To test this interpretation, we first needed to determine the probability distribution of all the possible three-dimensional sources of a projected angle. When these distributions for all possible angles were computed using the principles of projective geometry, we found that acute-angle projections usually come from sources with larger angles than the projections. Conversely, the sources of obtuse-angle projections are typically generated by sources that are somewhat smaller than the projected angle. Right-angle projections and straight lines are generated by sources that, on average, have the angular subtense of the object itself. If percepts are determined empirically, then the visual system should generate perceptions of angles that incorporate and reflect these statistical facts of projective geometry.

We assessed this prediction by asking subjects to report their perceptions of different angular stimuli in a series of tests in which the adjustment of a test line indicated the angular subtense they were actually seeing. For example, if the subject perceived the angle to be bigger than it actually is, then the test line would be set in a position that revealed this discrepancy-being not quite parallel with the angle’s arm. The results derived from such tests tallied quite well with the probability distribution of the possible sources of the corresponding stimuli, indicating that the spatial arrangement observers see is neither the retinal projection nor its real-world source, but its empirical, or past, significance.

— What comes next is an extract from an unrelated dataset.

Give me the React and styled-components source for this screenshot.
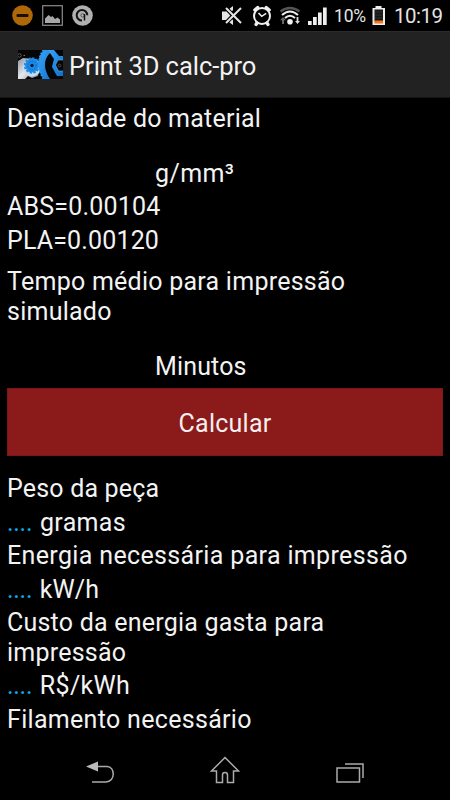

Taken together, this evidence drawn from the perception of brightness, color and geometry supports the idea that the problem first emphasized by Berkeley is resolved by generating visual percepts according to the probability distribution of the possible sources of the visual stimulus, whatever it may be. As a result, observers see what a visual scene typically signified in the past, rather than what it actually is in the present. We see what we do, therefore, because the statistics of past experience is the basis on which the visual system contends with the dilemma posed by the inherent ambiguity of visual stimuli.